I am in the middle of some IT upgrades to my recording studio. I am getting ready to implement a NAS into my system and I'm intrigued by the thought of 10gbe seeing test results as high as 550mb/ps.

My question is what kind of cost am I looking at to implement this? I would need a 10gbe card for my NAS but what else? A 10gbe router/switch that I would then anything connected to that 10gbe router with a 10gbe card would run at the 10gbe speed?

Also I am getting ready to set up master/slave between 3 machines using this music software would I be able to connect via 10gbe?

Thanks,
Kevin
 
Solution
If you're going to put SSDs in your NAS, then you may want to do this.

If you're going to put HDDs in it, then about all you're going to do is raise the max sequential transfer speed from 125 MB/s to about 175 MB/s.

Other important things to consider are:

- Unless you're doing work which involves transferring large sequential files (e.g. copying movies back and forth over the network), the sequential speeds aren't what you're interested in. Most computing performance is bottlenecked by the 4k read/write speeds. Those are around 1 MB/s for HDDs, 30-70 MB/s for SSDs. 1 Gigabit network is plenty fast enough for that.

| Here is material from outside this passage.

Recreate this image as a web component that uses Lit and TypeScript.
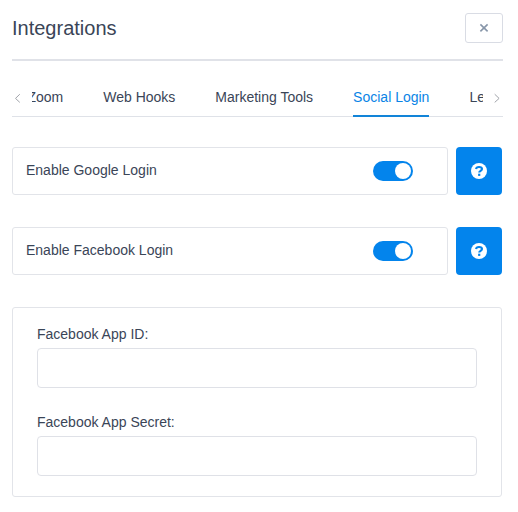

- MB/s is the inverse of wait time. In other words while 550 MB/s does mean the data gets transferred 5x faster...
If you're going to put SSDs in your NAS, then you may want to do this.

If you're going to put HDDs in it, then about all you're going to do is raise the max sequential transfer speed from 125 MB/s to about 175 MB/s.

Other important things to consider are:

- Unless you're doing work which involves transferring large sequential files (e.g. copying movies back and forth over the network), the sequential speeds aren't what you're interested in. Most computing performance is bottlenecked by the 4k read/write speeds. Those are around 1 MB/s for HDDs, 30-70 MB/s for SSDs. 1 Gigabit network is plenty fast enough for that.

- MB/s is the inverse of wait time. In other words while 550 MB/s does mean the data gets transferred 5x faster than 110 MB/s, the time you save isn't as much as you'd expect. Imagine you need to transfer 1 GB.

62.5 MB/s (mid-grade NAS) = 16 sec
125 MB/s (high-end gigabit NAS) = 8 sec (8 sec saved)
250 MB/s (low-end SSD on 10Gb ethernet) = 4 sec (4 sec saved)
500 MB/s (high-end SSD on 10 Gb ethernet) = 2 sec (2 sec saved)

See how the amount of wait time reduction (seconds saved) drops in half every time you double the MB/s? The bigger MB/s gets, the smaller the reduction in wait time. So if most of the files you're transferring are 100 MB or smaller, all going from 125 MB/s to 550 MB/s would mean is the transfer finishes in a blink instead of a breath. It doesn't make any practical difference.
 
Solution
Hmmm, well a QNAP 4bay that's upgradeable to 10GbE is about $650 without drives... If you want a Synology, they've got an 8bay with 10GbE for $1400.

whether or not it's worth it depends on how much money you make from your recording studio- if you make a decent profit, and time really is money, then it probably isn't going to be hard to justify. If it's a hobby, then it's harder.
 
Thank you for the prompt and thorough response!

That really clears up the thoughts with my NAS as it only contains HDDs with Logic Pro X and audio files.

I still have a question regarding the machine that will be master/slave. This machine will operate with high end SSDs. The purpose of this machine is different than the NAS my main workstation is for audio engineering and has all my DAWs etc loaded but to save time I am using the slave to load my virtual instruments which will then be used in real time. Could and would using 10gbe here make more sense then just gigabit?

Thanks,
Kevin
 


I'm not really understanding the master/slave model here. is the NAS considered the slave and your workstation considered the master? what is loading the virtual instruments and to where? I guess I'm not familiar enough with the use case to answer well without a little more detail. I'm also curious to understand what you want out of using a NAS? Are you looking to share files among several computers in your network? Are you looking for more capacity than you can fit into a tower? More fault tolerance? can you share a little more detail of what you're planning to set up?